An innovative statistical approach to restricted transportation problems

Abstract

The transportation problem, which aims at minimizing the total transportation cost while delivering goods from multiple sources to various destinations, is a fundamental optimization problem. Classical methods, such as the Least Cost Method, Vogel's Approximation Method, Row Minima Method, Column Minima Method, and North-West Corner Method, are frequently used to find an initial basic feasible solution. To achieve the optimal solution, techniques like the Stepping Stone Method and the Modified Distribution Method are typically employed. This research focuses on the restricted transportation problem, which arises when certain routes are restricted due to regulatory, safety, or logistical constraints. First, the balance of the given transportation problem is examined. If it is unbalanced, a dummy row or column with zero transportation costs is added to ensure that the total supply equals the total demand.
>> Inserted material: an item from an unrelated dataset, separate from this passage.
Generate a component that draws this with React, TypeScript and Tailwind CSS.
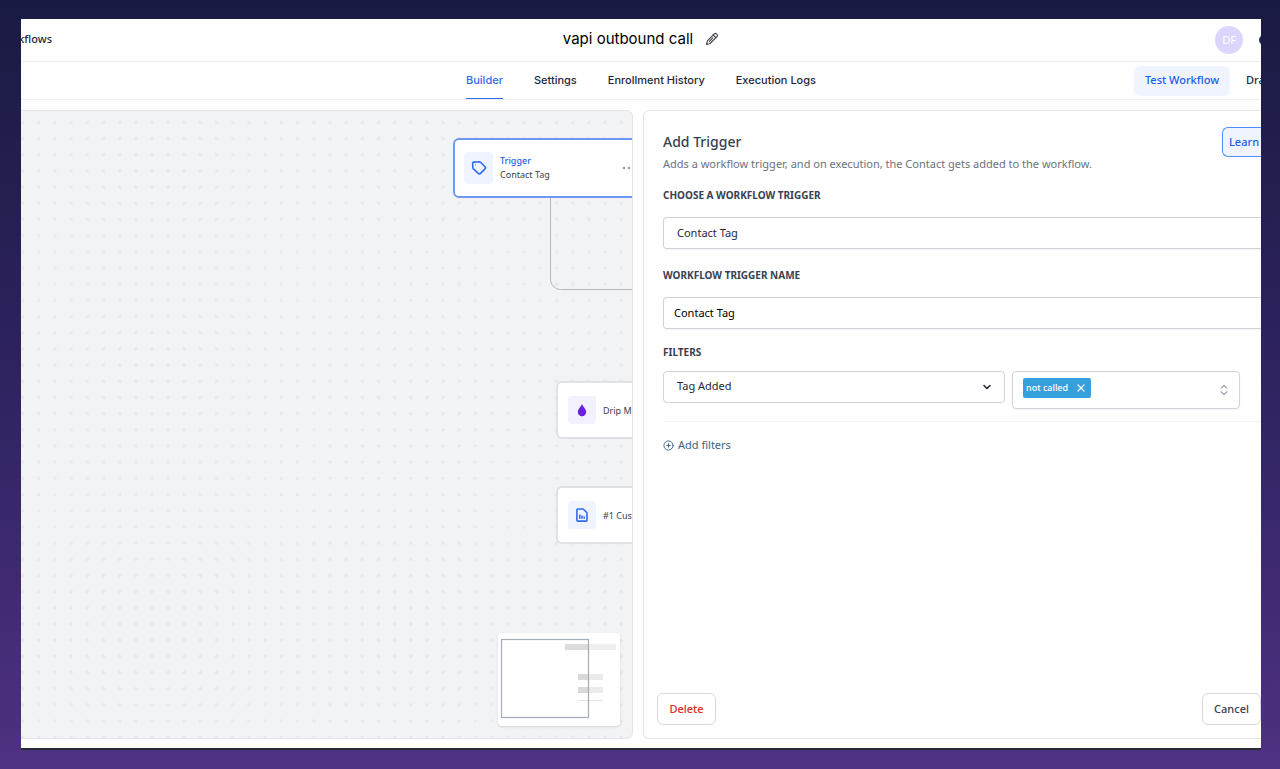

Subsequently, the arithmetic mean and the standard deviation of the cost matrix are calculated, excluding the large costs assigned to restricted routes and all zero-cost entries. Next, each valid cost is transformed into its corresponding cumulative distribution function (CDF) value of the log-normal distribution. Then, the geometric mean for each row and column is computed, excluding zero-cost values. Afterwards, the row or column is identified with the lowest geometric mean, and the maximum possible quantity is allocated to the cell with the lowest CDF value in that row or column. Thereafter, the corresponding supply and demand are updated by eliminating any fully satisfied row or column. After that, the CDF matrix is revised accordingly, and the allocation process is repeated until all supply and demand requirements are met. Finally, the total transportation cost is determined using the original cost matrix and the final allocation plan. Benchmark instances validate the effectiveness of the proposed method in minimizing transportation costs while satisfying restricted conditions. A comparative analysis is performed with traditional approaches to demonstrate the superior accuracy of this statistical approach.